My notes (spoilers) on Save Yourselves!
Written and directed by Alex Huston Fischer and Eleanor Wilson, Save Yourselves! drops a neurotic Brooklyn couple out of an indie comedy-drama – hyper-connected Su (Sunita Mani) and breadmaking slacker Jack (John Reynolds) – into an alien invasion movie. The couple, stressed by urban living, take a week’s break from being online and retreat to an upstate cabin … which means they miss the news that the Earth has been invaded by Critter-Tribble types. They mistake the first specimen for a pouffe, but eventually twig that the literally gas-guzzling furballs are dangerous, fast and (bizarrely) hallucinogenic, which prompts them to assess their own uselessness in a changed world and at least try to adapt.
Mani and Reynolds are likeable but believable as smart airheads and their reactions are refreshingly different from most movie survivalists – when Su kills an alien with an axe she isn’t exhilarated but depressed, and when a callous old woman steals their car and leaves them to die they’re just disappointed rather than vengeful. Yes, with all their crystals and browser tabs and social media chatter, the couple are foolish and represent a type that’s easy to caricature, but they’re also decent, loving, and committed to each other in a way that’s also unusual – too many films treat arguments as an excuse for nasty one-liners and a precursor of a catastrophic break-up, but Jack and Su only squabble because they ‘want to be a better us’ and I ended up more invested in them than in, say, the family from The Quiet Place.
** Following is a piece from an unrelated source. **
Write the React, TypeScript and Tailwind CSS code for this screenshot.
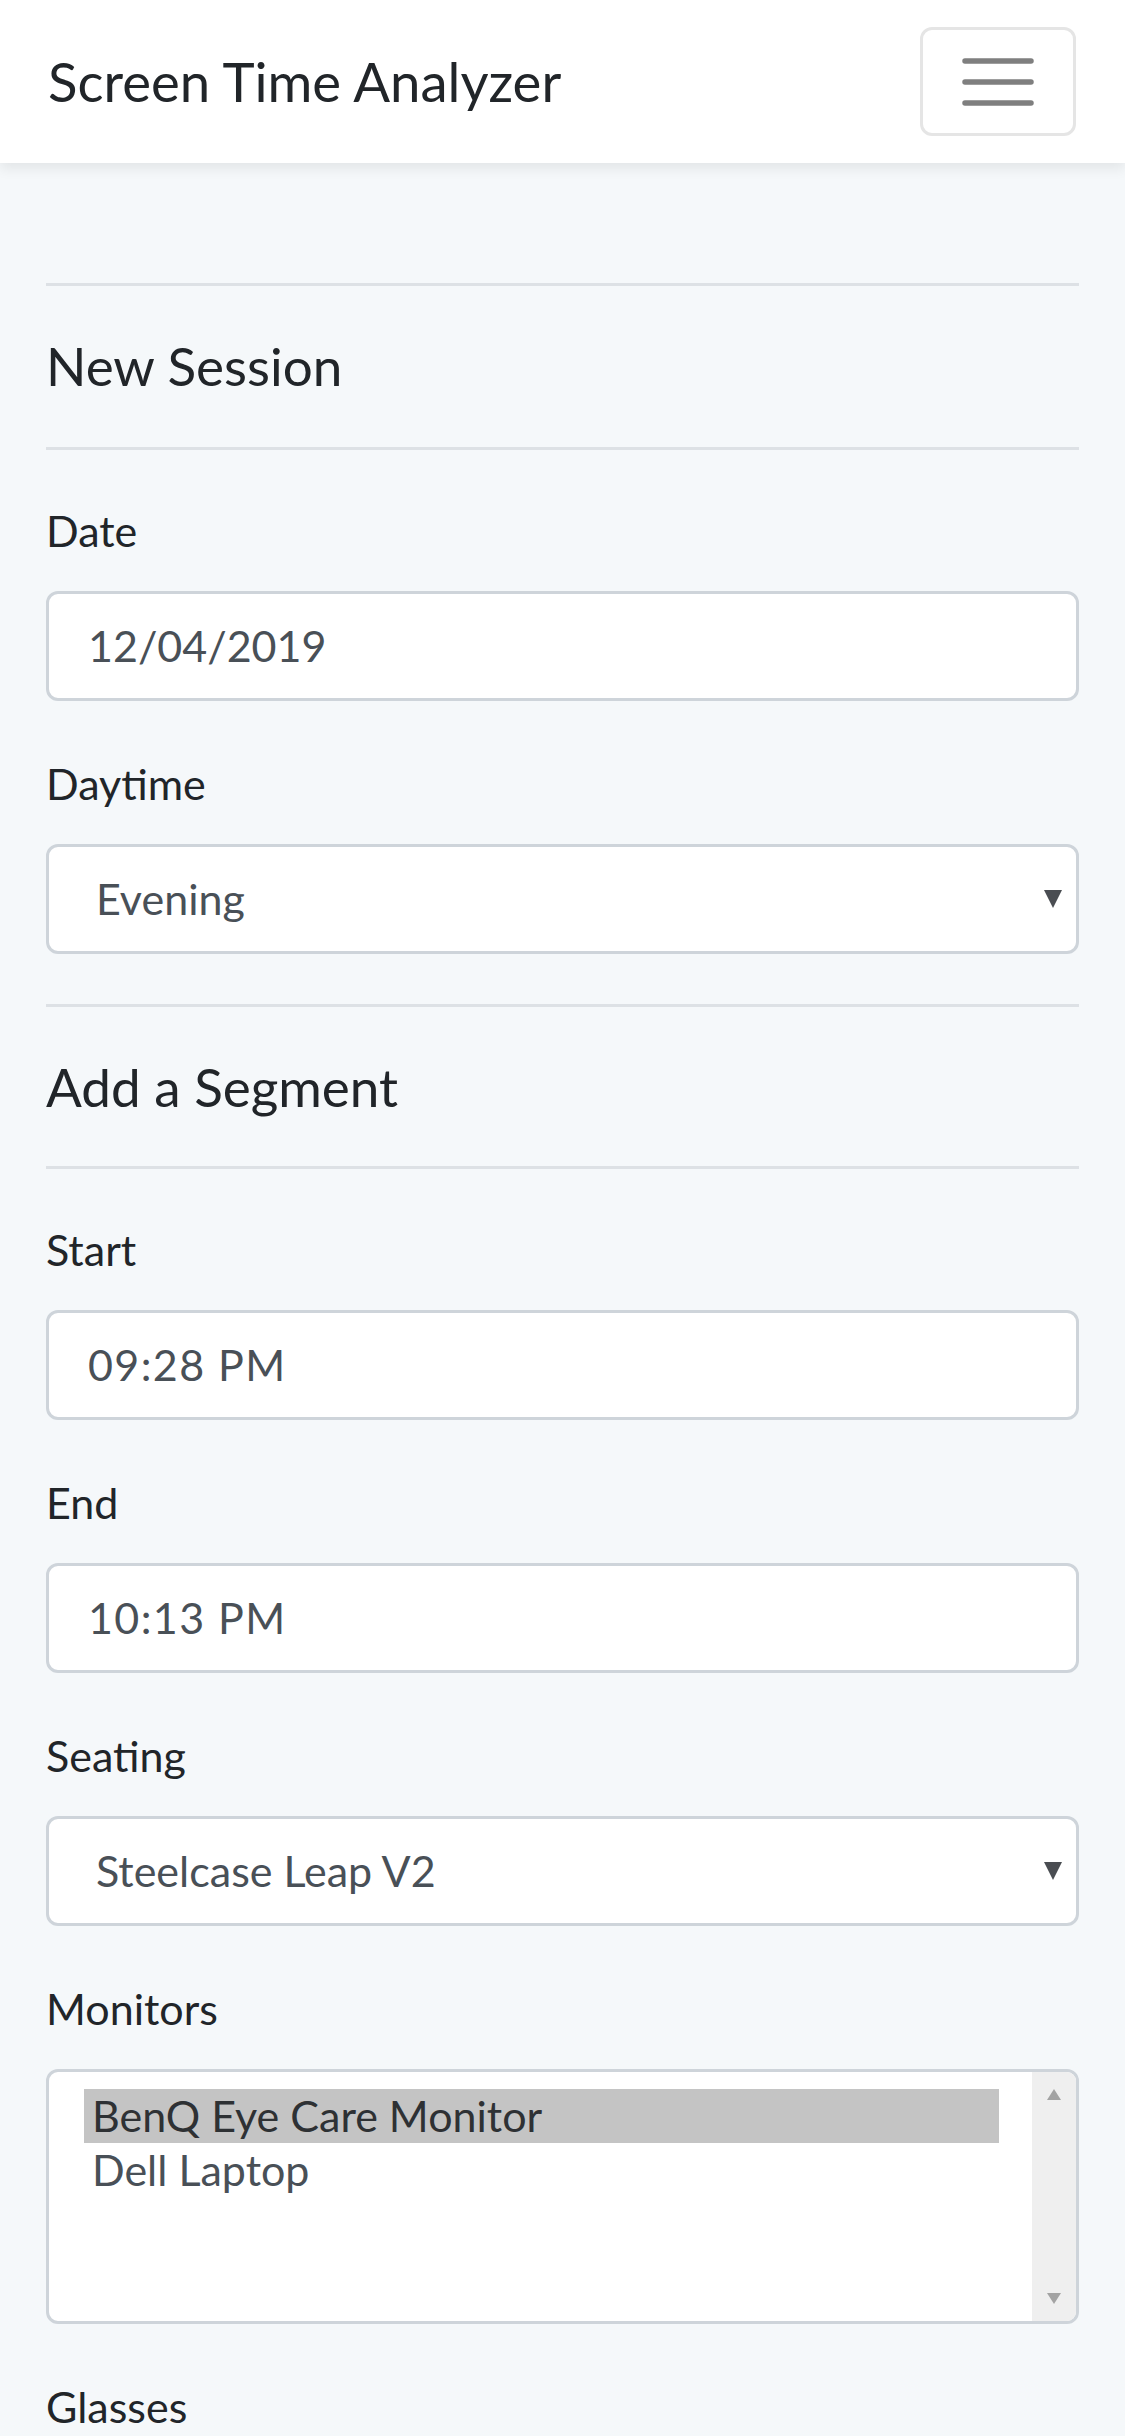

It’s a low-budget film, a two-handed for most of its running time, with a lot of overhead drone shots of the peaceful woods and only a few hints of the mass violence being visited on the rest of the planet. The monsters are appealingly odd, too – reminiscent occasionally of the killer tomatoes, the silicates from Island of Terror or the beachball creature from Dark Star but also innocent-enough looking to squat in a room disguised as novelty furniture. The ambiguous ending plays well – as the couple, along with a baby they’ve saved, are harvested in a pod that’s lured them close by offering a WiFy signal but drift up serenely to an unknown fate, still mildly optimistic.